[Entries taken from a collection]
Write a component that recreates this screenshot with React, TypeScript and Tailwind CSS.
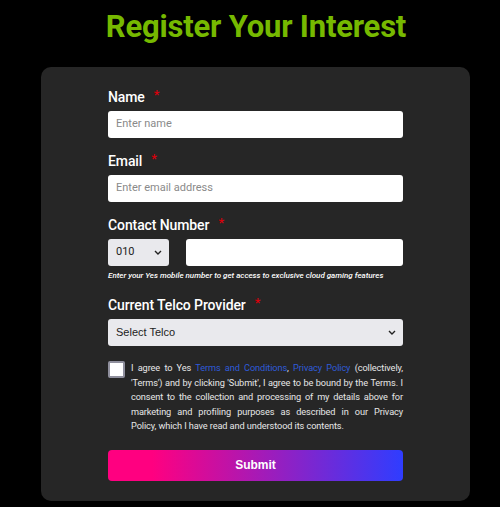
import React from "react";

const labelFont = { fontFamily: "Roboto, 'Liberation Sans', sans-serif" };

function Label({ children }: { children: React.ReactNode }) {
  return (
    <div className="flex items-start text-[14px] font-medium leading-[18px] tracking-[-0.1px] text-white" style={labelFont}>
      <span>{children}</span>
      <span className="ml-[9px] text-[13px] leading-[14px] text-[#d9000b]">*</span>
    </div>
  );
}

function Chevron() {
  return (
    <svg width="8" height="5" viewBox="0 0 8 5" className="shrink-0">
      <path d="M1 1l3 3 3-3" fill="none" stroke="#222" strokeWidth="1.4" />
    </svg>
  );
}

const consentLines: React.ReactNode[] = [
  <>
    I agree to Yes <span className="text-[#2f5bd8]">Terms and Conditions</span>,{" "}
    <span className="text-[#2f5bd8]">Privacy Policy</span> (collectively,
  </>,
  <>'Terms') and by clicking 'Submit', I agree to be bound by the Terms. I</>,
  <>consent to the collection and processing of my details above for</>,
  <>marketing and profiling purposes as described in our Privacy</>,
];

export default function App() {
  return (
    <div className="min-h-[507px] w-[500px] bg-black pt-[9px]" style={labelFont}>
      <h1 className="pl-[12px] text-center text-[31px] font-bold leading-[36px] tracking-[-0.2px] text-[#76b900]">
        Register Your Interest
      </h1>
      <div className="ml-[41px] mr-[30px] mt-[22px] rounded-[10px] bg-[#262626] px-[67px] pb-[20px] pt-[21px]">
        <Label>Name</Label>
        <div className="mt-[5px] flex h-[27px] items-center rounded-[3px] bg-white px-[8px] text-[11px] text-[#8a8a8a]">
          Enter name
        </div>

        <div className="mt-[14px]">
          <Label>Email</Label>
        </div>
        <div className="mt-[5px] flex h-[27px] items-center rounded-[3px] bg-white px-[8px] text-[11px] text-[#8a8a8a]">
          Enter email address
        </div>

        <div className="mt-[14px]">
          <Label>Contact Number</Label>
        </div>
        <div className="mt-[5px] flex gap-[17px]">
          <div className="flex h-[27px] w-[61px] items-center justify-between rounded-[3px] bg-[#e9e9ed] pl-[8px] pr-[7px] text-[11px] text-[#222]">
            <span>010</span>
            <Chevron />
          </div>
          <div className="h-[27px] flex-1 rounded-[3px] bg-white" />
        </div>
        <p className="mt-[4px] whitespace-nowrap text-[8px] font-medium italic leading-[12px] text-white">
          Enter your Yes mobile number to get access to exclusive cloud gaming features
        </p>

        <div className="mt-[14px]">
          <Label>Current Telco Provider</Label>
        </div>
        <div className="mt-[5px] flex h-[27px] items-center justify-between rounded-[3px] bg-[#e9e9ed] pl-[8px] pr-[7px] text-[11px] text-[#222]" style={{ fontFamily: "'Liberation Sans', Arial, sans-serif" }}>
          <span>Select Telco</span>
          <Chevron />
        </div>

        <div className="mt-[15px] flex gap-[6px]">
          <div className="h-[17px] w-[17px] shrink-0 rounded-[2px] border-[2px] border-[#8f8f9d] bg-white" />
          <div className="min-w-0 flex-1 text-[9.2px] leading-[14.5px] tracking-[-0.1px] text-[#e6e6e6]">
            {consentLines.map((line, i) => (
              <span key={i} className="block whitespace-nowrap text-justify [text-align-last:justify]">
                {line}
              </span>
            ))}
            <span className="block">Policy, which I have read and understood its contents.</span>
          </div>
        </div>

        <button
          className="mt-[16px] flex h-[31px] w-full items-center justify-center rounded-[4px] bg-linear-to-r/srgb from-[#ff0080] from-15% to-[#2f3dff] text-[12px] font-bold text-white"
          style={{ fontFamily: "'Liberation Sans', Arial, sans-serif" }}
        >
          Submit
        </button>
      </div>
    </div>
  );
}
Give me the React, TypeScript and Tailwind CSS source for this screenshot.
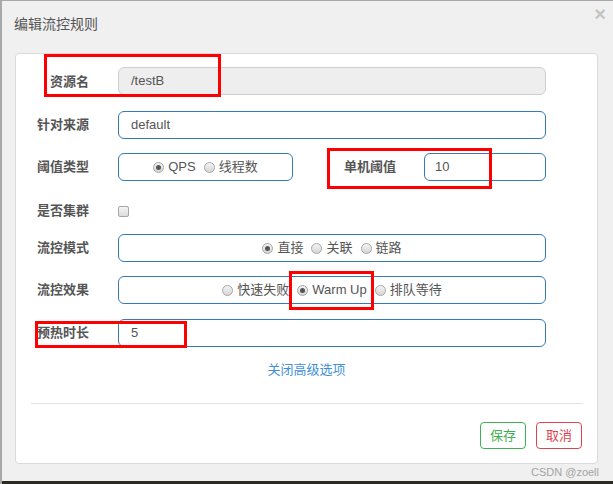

▶ Exercise task
Output every entry verbatim. Pictures do not belong in the copy.

▶ Written reply
Write a component that recreates this screenshot with React, TypeScript and Tailwind CSS.
import React from "react";

const labelFont = { fontFamily: "Roboto, 'Liberation Sans', sans-serif" };

function Label({ children }: { children: React.ReactNode }) {
  return (
    <div className="flex items-start text-[14px] font-medium leading-[18px] tracking-[-0.1px] text-white" style={labelFont}>
      <span>{children}</span>
      <span className="ml-[9px] text-[13px] leading-[14px] text-[#d9000b]">*</span>
    </div>
  );
}

function Chevron() {
  return (
    <svg width="8" height="5" viewBox="0 0 8 5" className="shrink-0">
      <path d="M1 1l3 3 3-3" fill="none" stroke="#222" strokeWidth="1.4" />
    </svg>
  );
}

const consentLines: React.ReactNode[] = [
  <>
    I agree to Yes <span className="text-[#2f5bd8]">Terms and Conditions</span>,{" "}
    <span className="text-[#2f5bd8]">Privacy Policy</span> (collectively,
  </>,
  <>'Terms') and by clicking 'Submit', I agree to be bound by the Terms. I</>,
  <>consent to the collection and processing of my details above for</>,
  <>marketing and profiling purposes as described in our Privacy</>,
];

export default function App() {
  return (
    <div className="min-h-[507px] w-[500px] bg-black pt-[9px]" style={labelFont}>
      <h1 className="pl-[12px] text-center text-[31px] font-bold leading-[36px] tracking-[-0.2px] text-[#76b900]">
        Register Your Interest
      </h1>
      <div className="ml-[41px] mr-[30px] mt-[22px] rounded-[10px] bg-[#262626] px-[67px] pb-[20px] pt-[21px]">
        <Label>Name</Label>
        <div className="mt-[5px] flex h-[27px] items-center rounded-[3px] bg-white px-[8px] text-[11px] text-[#8a8a8a]">
          Enter name
        </div>

        <div className="mt-[14px]">
          <Label>Email</Label>
        </div>
        <div className="mt-[5px] flex h-[27px] items-center rounded-[3px] bg-white px-[8px] text-[11px] text-[#8a8a8a]">
          Enter email address
        </div>

        <div className="mt-[14px]">
          <Label>Contact Number</Label>
        </div>
        <div className="mt-[5px] flex gap-[17px]">
          <div className="flex h-[27px] w-[61px] items-center justify-between rounded-[3px] bg-[#e9e9ed] pl-[8px] pr-[7px] text-[11px] text-[#222]">
            <span>010</span>
            <Chevron />
          </div>
          <div className="h-[27px] flex-1 rounded-[3px] bg-white" />
        </div>
        <p className="mt-[4px] whitespace-nowrap text-[8px] font-medium italic leading-[12px] text-white">
          Enter your Yes mobile number to get access to exclusive cloud gaming features
        </p>

        <div className="mt-[14px]">
          <Label>Current Telco Provider</Label>
        </div>
        <div className="mt-[5px] flex h-[27px] items-center justify-between rounded-[3px] bg-[#e9e9ed] pl-[8px] pr-[7px] text-[11px] text-[#222]" style={{ fontFamily: "'Liberation Sans', Arial, sans-serif" }}>
          <span>Select Telco</span>
          <Chevron />
        </div>

        <div className="mt-[15px] flex gap-[6px]">
          <div className="h-[17px] w-[17px] shrink-0 rounded-[2px] border-[2px] border-[#8f8f9d] bg-white" />
          <div className="min-w-0 flex-1 text-[9.2px] leading-[14.5px] tracking-[-0.1px] text-[#e6e6e6]">
            {consentLines.map((line, i) => (
              <span key={i} className="block whitespace-nowrap text-justify [text-align-last:justify]">
                {line}
              </span>
            ))}
            <span className="block">Policy, which I have read and understood its contents.</span>
          </div>
        </div>

        <button
          className="mt-[16px] flex h-[31px] w-full items-center justify-center rounded-[4px] bg-linear-to-r/srgb from-[#ff0080] from-15% to-[#2f3dff] text-[12px] font-bold text-white"
          style={{ fontFamily: "'Liberation Sans', Arial, sans-serif" }}
        >
          Submit
        </button>
      </div>
    </div>
  );
}
Give me the React, TypeScript and Tailwind CSS source for this screenshot.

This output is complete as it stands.